Latent-Reframe: Enabling Camera Control for Video Diffusion Model without Training
Zhenghong Zhou, Jie An, Jiebo Luo
TL;DR
This paper tackles the problem of enabling camera trajectory control in pre-trained video diffusion models without additional training. It introduces Latent-Reframe, a sampling-stage approach that reframes per-frame latent codes through time-aware 3D point clouds and repairs occluded regions via latent code inpainting and harmonization, preserving the model’s original distribution. The method delivers competitive or superior camera-control precision and video quality compared to training-based baselines, as evidenced by FID/FVD metrics and pose errors. By leveraging 3D information during inference, Latent-Reframe broadens controllable video generation while maintaining efficiency and fidelity to the pre-trained model.
Abstract
Precise camera pose control is crucial for video generation with diffusion models. Existing methods require fine-tuning with additional datasets containing paired videos and camera pose annotations, which are both data-intensive and computationally costly, and can disrupt the pre-trained model distribution. We introduce Latent-Reframe, which enables camera control in a pre-trained video diffusion model without fine-tuning. Unlike existing methods, Latent-Reframe operates during the sampling stage, maintaining efficiency while preserving the original model distribution.
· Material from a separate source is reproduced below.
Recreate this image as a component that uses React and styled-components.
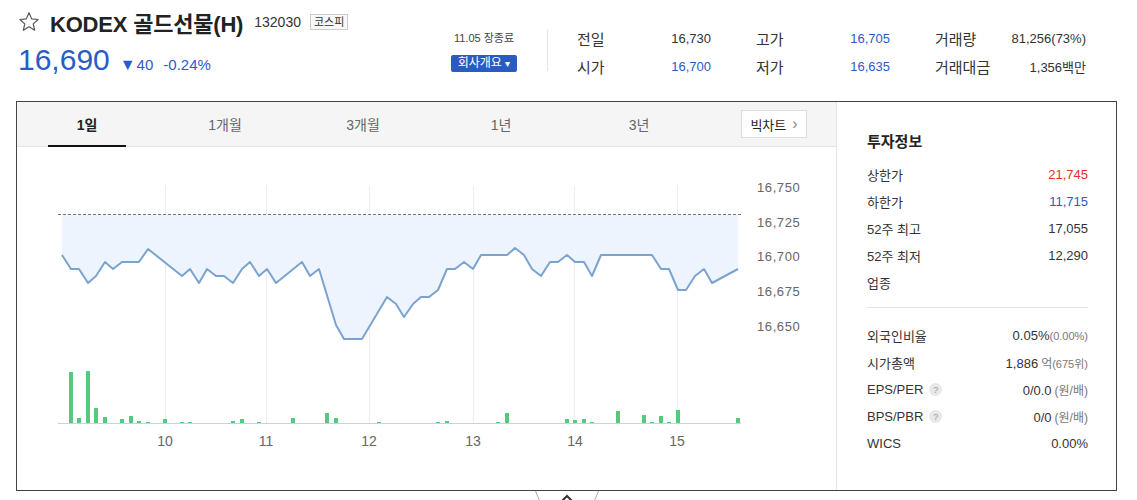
import React from "react";
import styled, { createGlobalStyle } from "styled-components";

const GlobalStyle = createGlobalStyle`
  body {
    margin: 0;
    font-family: "Liberation Sans", "Noto Sans CJK KR", sans-serif;
    color: #333;
    background: #fff;
  }
`;

const BLUE = "#2a5cc6";
const RED = "#e0312f";

const line = [
  [62, 255], [71, 269], [79, 269], [88, 283], [96, 276], [105, 262], [113, 269], [122, 262],
  [139, 262], [148, 249], [182, 276], [190, 269], [199, 283], [207, 269], [216, 276], [224, 276],
  [233, 283], [242, 269], [250, 262], [259, 276], [267, 269], [276, 283], [302, 262], [310, 276],
  [319, 269], [336, 325], [344, 339], [362, 339], [387, 297], [396, 304], [404, 317], [413, 304],
  [421, 297], [429, 297], [438, 290], [447, 269], [455, 269], [464, 262], [473, 269], [481, 255],
  [507, 255], [515, 248], [524, 255], [532, 269], [541, 276], [550, 262], [558, 262], [567, 255],
  [575, 262], [584, 262], [592, 276], [601, 255], [652, 255], [661, 269], [669, 269], [678, 290],
  [686, 290], [695, 276], [704, 269], [712, 283], [738, 269],
];

const bars = [
  [69, 51], [77, 5], [86, 52], [94, 15], [103, 6], [120, 4], [129, 7], [137, 2], [146, 1],
  [163, 4], [180, 1], [188, 1], [231, 2], [240, 4], [257, 1], [291, 5], [325, 10], [334, 5],
  [377, 1], [436, 1], [445, 2], [496, 1], [505, 10], [565, 4], [573, 3], [582, 4], [590, 1],
  [616, 12], [642, 8], [650, 1], [659, 7], [667, 1], [676, 13], [736, 5],
];

const yLabels = [
  ["16,750", 187], ["16,725", 222], ["16,700", 256], ["16,675", 291], ["16,650", 326],
];
const xLabels = [["10", 165], ["11", 266], ["12", 369], ["13", 473], ["14", 575], ["15", 677]];

const tabs = ["1일", "1개월", "3개월", "1년", "3년"];

const stats = [
  ["전일", "16,730", false],
  ["고가", "16,705", true],
  ["거래량", "81,256(73%)", false],
  ["시가", "16,700", true],
  ["저가", "16,635", true],
  ["거래대금", "1,356백만", false],
];

const Star = () => (
  <svg width="22" height="22" viewBox="0 0 24 24">
    <polygon
      points="12,2 14.9,8.6 22,9.3 16.6,14 18.2,21 12,17.3 5.8,21 7.4,14 2,9.3 9.1,8.6"
      fill="none"
      stroke="#555"
      strokeWidth="1.3"
      strokeLinejoin="round"
    />
  </svg>
);

const Chart = () => {
  const pts = line.map((p) => p.join(",")).join(" ");
  const area = `62,214 ${pts} 738,214`;
  return (
    <svg width="819" height="342" viewBox="17 147 819 342">
      {[165.5, 266.5, 369.5, 473.5, 574.5, 677.5].map((x) => (
        <line key={x} x1={x} x2={x} y1="186" y2="423" stroke="#eeeeee" strokeWidth="1" />
      ))}
      <polygon points={area} fill="#edf4fd" />
      <line x1="58" x2="741" y1="214.5" y2="214.5" stroke="#777" strokeDasharray="3,2" strokeWidth="1" />
      <polyline points={pts} fill="none" stroke="#7ba3d0" strokeWidth="2" strokeLinejoin="round" />
      {bars.map(([x, h]) => (
        <rect key={x} x={x} y={423 - h} width="4" height={h} fill="#55c97e" />
      ))}
      <line x1="58" x2="741" y1="423.5" y2="423.5" stroke="#c9d3dc" strokeWidth="1" />
      {yLabels.map(([t, y]) => (
        <text key={t} x="757" y={y + 5} fontSize="13" fill="#666" letterSpacing="0.6"
          fontFamily="Liberation Sans, sans-serif">{t}</text>
      ))}
      {xLabels.map(([t, x]) => (
        <text key={t} x={x} y="446" fontSize="14" fill="#666" textAnchor="middle"
          fontFamily="Liberation Sans, sans-serif">{t}</text>
      ))}
    </svg>
  );
};

const Help = () => <HelpIcon>?</HelpIcon>;

export default function App() {
  return (
    <>
      <GlobalStyle />
      <Page>
        <Header>
          <Summary>
            <TitleRow>
              <Star />
              <Title>KODEX 골드선물(H)</Title>
              <Code>132030</Code>
              <Market>코스피</Market>
            </TitleRow>
            <PriceRow>
              <Price>16,690</Price>
              <Change>
                <Tri>▼</Tri>40
              </Change>
              <Change>-0.24%</Change>
            </PriceRow>
          </Summary>
          <Status>
            <DateText>11.05 장종료</DateText>
            <CompanyButton>
              회사개요 <Caret>▾</Caret>
            </CompanyButton>
          </Status>
          <VDivider />
          <StatsGrid>
            {stats.map(([label, value, blue]) => (
              <Stat key={label}>
                <StatLabel>{label}</StatLabel>
                <StatValue $blue={blue}>{value}</StatValue>
              </Stat>
            ))}
          </StatsGrid>
        </Header>

        <Box>
          <ChartPanel>
            <TabBar>
              {tabs.map((t, i) => (
                <Tab key={t} $active={i === 0}>{t}</Tab>
              ))}
              <BigChart>
                빅차트 <Chevron>›</Chevron>
              </BigChart>
            </TabBar>
            <Chart />
          </ChartPanel>

          <InfoPanel>
            <InfoTitle>투자정보</InfoTitle>
            <InfoList>
              <InfoRow><span>상한가</span><InfoValue $color={RED}>21,745</InfoValue></InfoRow>
              <InfoRow><span>하한가</span><InfoValue $color={BLUE}>11,715</InfoValue></InfoRow>
              <InfoRow><span>52주 최고</span><InfoValue>17,055</InfoValue></InfoRow>
              <InfoRow><span>52주 최저</span><InfoValue>12,290</InfoValue></InfoRow>
              <InfoRow><span>업종</span><InfoValue></InfoValue></InfoRow>
            </InfoList>
            <HDivider />
            <InfoList>
              <InfoRow>
                <span>외국인비율</span>
                <InfoValue>0.05%<Sub>(0.00%)</Sub></InfoValue>
              </InfoRow>
              <InfoRow>
                <span>시가총액</span>
                <InfoValue>1,886 <Unit>억</Unit><Sub>(675위)</Sub></InfoValue>
              </InfoRow>
              <InfoRow>
                <span>EPS/PER <Help /></span>
                <InfoValue>0/0.0 <Unit>(원/배)</Unit></InfoValue>
              </InfoRow>
              <InfoRow>
                <span>BPS/PBR <Help /></span>
                <InfoValue>0/0 <Unit>(원/배)</Unit></InfoValue>
              </InfoRow>
              <InfoRow>
                <span>WICS</span>
                <InfoValue>0.00%</InfoValue>
              </InfoRow>
            </InfoList>
          </InfoPanel>

          <Handle>
            <svg width="66" height="12" viewBox="0 0 66 12">
              <line x1="1.5" y1="0" x2="6.5" y2="12" stroke="#aaa" strokeWidth="1" />
              <line x1="64.5" y1="0" x2="59.5" y2="12" stroke="#aaa" strokeWidth="1" />
              <polyline points="28,10 33,5 38,10" fill="none" stroke="#333" strokeWidth="2" />
            </svg>
          </Handle>
        </Box>
      </Page>
    </>
  );
}

const Page = styled.div`
  width: 1101px;
  padding: 0 0 30px 16px;
`;

const Header = styled.div`
  height: 101px;
  display: flex;
  align-items: flex-start;
  padding: 0 31px 0 2px;
  box-sizing: border-box;
`;

const Summary = styled.div`
  flex: 1;
  padding-top: 11px;
`;

const TitleRow = styled.div`
  display: flex;
  align-items: center;
  height: 22px;
`;

const Title = styled.h1`
  margin: 0 0 0 10px;
  font-size: 22px;
  font-weight: 700;
  color: #222;
  letter-spacing: -0.2px;
`;

const Code = styled.span`
  margin-left: 11px;
  font-size: 14px;
  color: #333;
`;

const Market = styled.span`
  margin-left: 9px;
  font-size: 11px;
  line-height: 14px;
  padding: 0 3px;
  border: 1px solid #ccc;
  background: #f8f8f8;
  color: #333;
`;

const PriceRow = styled.div`
  display: flex;
  align-items: baseline;
  margin-top: 10px;
  color: ${BLUE};
`;

const Price = styled.span`
  font-size: 30px;
  line-height: 34px;
  margin-right: 10px;
`;

const Change = styled.span`
  font-size: 15px;
  margin-right: 10px;
`;

const Tri = styled.span`
  font-size: 16px;
  margin-right: 1px;
`;

const Status = styled.div`
  width: 66px;
  padding-top: 30px;
  display: flex;
  flex-direction: column;
  align-items: center;
`;

const DateText = styled.div`
  font-size: 11px;
  line-height: 16px;
  color: #444;
  white-space: nowrap;
`;

const CompanyButton = styled.button`
  margin-top: 9px;
  width: 66px;
  height: 17px;
  padding: 0;
  border: 0;
  border-radius: 2px;
  background: #2a5cbf;
  color: #fff;
  font-family: inherit;
  font-size: 12px;
  line-height: 17px;
  white-space: nowrap;
`;

const Caret = styled.span`
  font-size: 10px;
`;

const VDivider = styled.div`
  width: 1px;
  height: 41px;
  margin: 30px 29px 0 30px;
  background: #e5e5e5;
`;

const StatsGrid = styled.div`
  padding-top: 28px;
  display: grid;
  grid-template-columns: 134px 134px 151px;
  column-gap: 45px;
  row-gap: 8px;
`;

const Stat = styled.div`
  display: flex;
  justify-content: space-between;
  align-items: center;
  height: 20px;
`;

const StatLabel = styled.span`
  font-size: 15px;
  color: #333;
`;

const StatValue = styled.span`
  font-size: 13px;
  color: ${(p) => (p.$blue ? BLUE : "#333")};
`;

const Box = styled.div`
  position: relative;
  display: flex;
  height: 390px;
  box-sizing: border-box;
  border: 1px solid #444;
`;

const ChartPanel = styled.div`
  width: 820px;
  box-sizing: border-box;
  border-right: 1px solid #e5e5e5;
  display: flex;
  flex-direction: column;
`;

const TabBar = styled.div`
  height: 45px;
  box-sizing: border-box;
  display: flex;
  align-items: stretch;
  padding-left: 1px;
  background: #f5f5f5;
  border-bottom: 1px solid #e5e5e5;
`;

const Tab = styled.div`
  width: 138px;
  display: flex;
  align-items: center;
  justify-content: center;
  position: relative;
  font-size: 14px;
  font-weight: ${(p) => (p.$active ? 700 : 400)};
  color: ${(p) => (p.$active ? "#222" : "#666")};
  &::after {
    content: "";
    display: ${(p) => (p.$active ? "block" : "none")};
    position: absolute;
    left: 30px;
    right: 30px;
    bottom: -1px;
    height: 2px;
    background: #111;
  }
`;

const BigChart = styled.div`
  margin: 8px 29px 0 auto;
  width: 66px;
  height: 28px;
  box-sizing: border-box;
  border: 1px solid #ddd;
  background: #fff;
  display: flex;
  align-items: center;
  justify-content: center;
  gap: 6px;
  font-size: 13px;
  color: #222;
`;

const Chevron = styled.span`
  font-size: 16px;
  color: #888;
  line-height: 1;
`;

const InfoPanel = styled.div`
  flex: 1;
  padding: 30px 28px 0 30px;
`;

const InfoTitle = styled.div`
  font-size: 15px;
  font-weight: 700;
  line-height: 20px;
  color: #222;
`;

const InfoList = styled.div`
  margin-top: 9px;
  &:last-child {
    margin-top: 14px;
  }
`;

const InfoRow = styled.div`
  display: flex;
  justify-content: space-between;
  align-items: center;
  height: 27px;
  font-size: 13px;
  color: #333;
  span {
    display: inline-flex;
    align-items: center;
  }
`;

const InfoValue = styled.div`
  color: ${(p) => p.$color || "#333"};
  display: flex;
  align-items: baseline;
`;

const Sub = styled.small`
  font-size: 11px;
  color: #777;
`;

const Unit = styled.small`
  font-size: 12px;
  color: #777;
  margin-left: 3px;
`;

const HelpIcon = styled.i`
  display: inline-flex;
  align-items: center;
  justify-content: center;
  width: 13px;
  height: 13px;
  margin-left: 6px;
  border-radius: 50%;
  background: #e8e8e8;
  color: #999;
  font-size: 9px;
  font-style: normal;
`;

const HDivider = styled.div`
  margin-top: 11px;
  height: 1px;
  background: #e5e5e5;
`;

const Handle = styled.div`
  position: absolute;
  left: 517px;
  bottom: -13px;
  height: 12px;
  line-height: 0;
  z-index: 2;
`;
Our approach reframes the latent code of video frames to align with the input camera trajectory through time-aware point clouds. Latent code inpainting and harmonization then refine the model latent space, ensuring high-quality video generation. Experimental results demonstrate that Latent-Reframe achieves comparable or superior camera control precision and video quality to training-based methods, without the need for fine-tuning on additional datasets.